Dilbert is an American comic strip written and illustrated by Scott Adams, first published on April 16, 1989. It is known for its satirical office humor about a white-collar, micromanaged office with engineer Dilbert as the title character. It has spawned dozens of books, an animated television series, a video game, and hundreds of themed merchandise items. Dilbert Future and The Joy of Work are among the most read books in the series. In 1997, Adams received the National Cartoonists Society Reuben Award and the Newspaper Comic Strip Award for his work. Dilbert appears online and as of 2013 was published daily in 2,000 newspapers in 65 countries and 25 languages.
In 2023, Dilbert was dropped by numerous independent newspapers as well as its distributor, Andrews McMeel Syndication (which owns GoComics, where the comic was also removed from), after Adams published a video which included comments that were widely characterized as racist.

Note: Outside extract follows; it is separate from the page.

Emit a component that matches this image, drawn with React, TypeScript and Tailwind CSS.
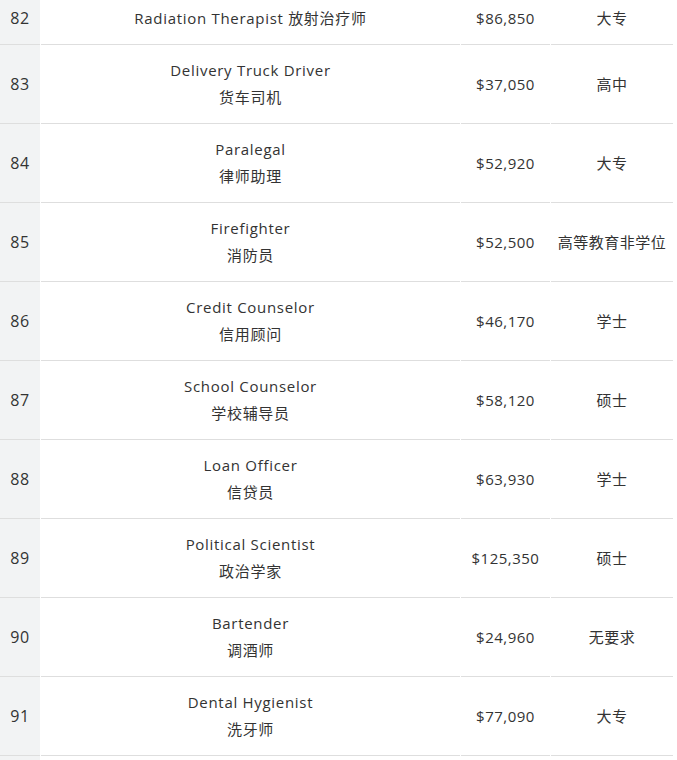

The following month, Adams relaunched the strip as a webcomic on Locals under the name Daily Dilbert Reborn.
Dilbert began syndication by United Feature Syndicate (a division of United Media) in April 1989.

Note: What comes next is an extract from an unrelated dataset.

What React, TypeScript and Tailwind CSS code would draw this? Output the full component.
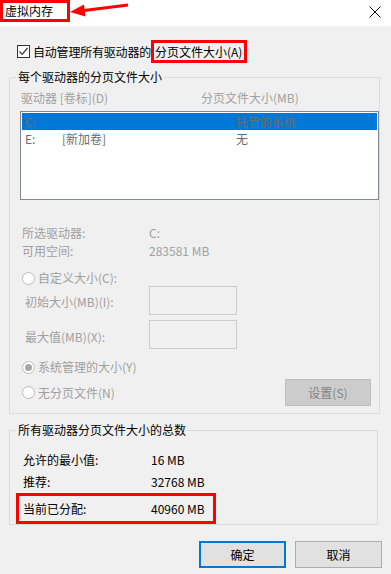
import React from 'react'

const font = { fontFamily: '"Noto Sans CJK SC", "Noto Sans", sans-serif' }

function Radio({ checked, label }: { checked?: boolean; label: string }) {
  return (
    <div className="flex items-center h-[18px]">
      <span className="ml-[12px] w-[13px] h-[13px] rounded-full border border-[#bcbcbc] bg-white flex items-center justify-center">
        {checked && <span className="w-[7px] h-[7px] rounded-full bg-[#a6a6a6]" />}
      </span>
      <span className="ml-[3px] text-[#a0a0a0]">{label}</span>
    </div>
  )
}

export default function App() {
  return (
    <div className="w-[391px] h-[574px] bg-[#f0f0f0] text-[12px] leading-[16px] text-black overflow-hidden" style={font}>
      {/* title bar */}
      <div className="relative h-[26px] bg-white flex items-start justify-between">
        <span className="h-[22px] w-[70px] border-[3px] border-[#ff0000] pl-[2px] flex items-center">虚拟内存</span>
        <svg className="absolute left-[60px] top-0" width="75" height="24" viewBox="0 0 75 24">
          <line x1="68" y1="5" x2="22" y2="10.7" stroke="#ff0000" strokeWidth="3" />
          <polygon points="10,12 25.5,16.5 24,4.5" fill="#ff0000" />
        </svg>
        <svg className="mt-[6px] mr-[10px]" width="12" height="12" viewBox="0 0 12 12">
          <path d="M0.5 0.5 L11.5 11.5 M11.5 0.5 L0.5 11.5" stroke="#111" strokeWidth="1" />
        </svg>
      </div>

      {/* auto manage checkbox */}
      <div className="mt-[14px] h-[23px] flex items-center">
        <span className="ml-[17px] w-[13px] h-[13px] border border-[#333] bg-white flex items-center justify-center">
          <svg width="11" height="11" viewBox="0 0 11 11">
            <path d="M1.5 5.5 L4.2 8.3 L9.5 2" fill="none" stroke="#333" strokeWidth="1.2" />
          </svg>
        </span>
        <span className="ml-[3px] tracking-[-0.2px]">自动管理所有驱动器的</span>
        <span className="h-[23px] border-[3px] border-[#ff0000] pl-[1px] pr-[2px] flex items-center">分页文件大小(A)</span>
      </div>

      {/* per-drive group */}
      <fieldset className="mt-[6px] ml-[9px] w-[369px] border border-[#dcdcdc] pb-[7px]">
        <legend className="ml-[6px] px-[2px]">每个驱动器的分页文件大小</legend>
        <div className="mt-[5px] pl-[11px] flex text-[#a0a0a0]">
          <span className="w-[180px]">驱动器 [卷标](D)</span>
          <span>分页文件大小(MB)</span>
        </div>
        <div className="mt-[5px] ml-[10px] w-[359px] h-[89px] border border-[#828790] bg-white p-[1px] text-[#6d6d6d]">
          <div className="h-[17px] bg-[#0078d7] flex items-center">
            <span className="pl-[3px] w-[214px]">C:</span>
            <span>托管的系统</span>
          </div>
          <div className="h-[17px] flex items-center">
            <span className="pl-[3px] w-[40px]">E:</span>
            <span className="w-[174px]">[新加卷]</span>
            <span>无</span>
          </div>
        </div>

        <div className="mt-[24px] text-[#a0a0a0]">
          <div className="h-[18px] flex items-center">
            <span className="pl-[12px] w-[139px]">所选驱动器:</span>
            <span>C:</span>
          </div>
          <div className="h-[18px] flex items-center">
            <span className="pl-[12px] w-[139px]">可用空间:</span>
            <span>283581 MB</span>
          </div>
        </div>

        <div className="mt-[9px]">
          <Radio label="自定义大小(C):" />
        </div>
        <div className="mt-[-1px] h-[29px] flex items-center text-[#a0a0a0]">
          <span className="pl-[15px] w-[139px] pt-[3px]">初始大小(MB)(I):</span>
          <span className="w-[88px] h-[29px] border border-[#cccccc] bg-[#f0f0f0]" />
        </div>
        <div className="mt-[5px] h-[29px] flex items-center text-[#a0a0a0]">
          <span className="pl-[15px] w-[139px] pt-[5px]">最大值(MB)(X):</span>
          <span className="w-[88px] h-[29px] border border-[#cccccc] bg-[#f0f0f0]" />
        </div>

        <div className="mt-[9px]">
          <Radio checked label="系统管理的大小(Y)" />
        </div>
        <div className="mt-[3px] h-[27px] flex items-center justify-between">
          <Radio label="无分页文件(N)" />
          <span className="mr-[8px] w-[86px] h-[27px] bg-[#cccccc] border border-[#bfbfbf] flex items-center justify-center text-[#838383]">
            设置(S)
          </span>
        </div>
      </fieldset>

      {/* totals group */}
      <fieldset className="mt-[8px] ml-[9px] w-[369px] border border-[#dcdcdc]">
        <legend className="ml-[6px] px-[2px]">所有驱动器分页文件大小的总数</legend>
        <div className="pt-[13px]">
          <div className="h-[18px] flex items-center">
            <span className="pl-[13px] w-[141px]">允许的最小值:</span>
            <span>16 MB</span>
          </div>
          <div className="mt-[4px] h-[18px] flex items-center">
            <span className="pl-[13px] w-[141px]">推荐:</span>
            <span>32768 MB</span>
          </div>
          <div className="mt-[2px] ml-[6px] w-[200px] h-[31px] border-[3px] border-[#ff0000] flex items-center">
            <span className="pl-[4px] w-[132px]">当前已分配:</span>
            <span>40960 MB</span>
          </div>
        </div>
      </fieldset>

      {/* buttons */}
      <div className="mt-[16px] flex justify-end pr-[9px] gap-[9px]">
        <span className="w-[87px] h-[27px] border-2 border-[#0078d7] bg-[#e1e1e1] flex items-center justify-center">确定</span>
        <span className="w-[87px] h-[27px] border border-[#adadad] bg-[#e1e1e1] flex items-center justify-center">取消</span>
      </div>
    </div>
  )
}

On June 3, 2010, United Media sold its licensing arm, along with the rights to Dilbert, to Iconix Brand Group. This led to Dilbert leaving United Media. In late December 2010, it was announced that Dilbert would move to Universal Uclick (a division of Andrews McMeel Universal, known as Andrews McMeel Syndication) beginning in June 2011, where it remained until 2023.

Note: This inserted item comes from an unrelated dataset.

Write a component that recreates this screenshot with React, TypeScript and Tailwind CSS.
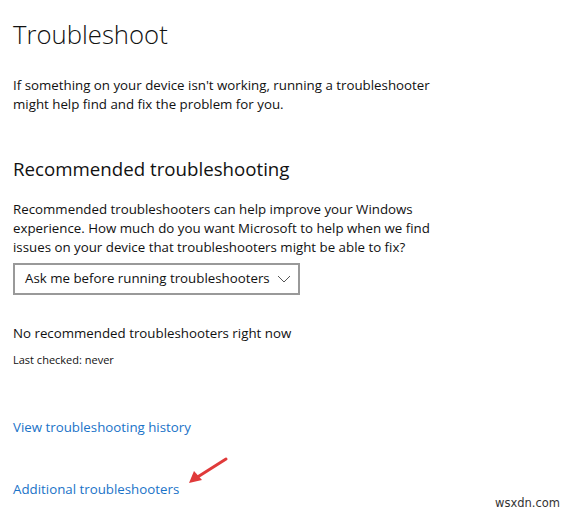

In September 2022, Lee Enterprises ceased running the strip in what Scott Adams reported as 77 newspapers as the publisher declined to include the strip in a new comics page that was instituted throughout the company. He said that he had received complaints about Dilbert mocking the environmental, social, and corporate governance movement, but that he was not sure if that was the reason for the cancellation.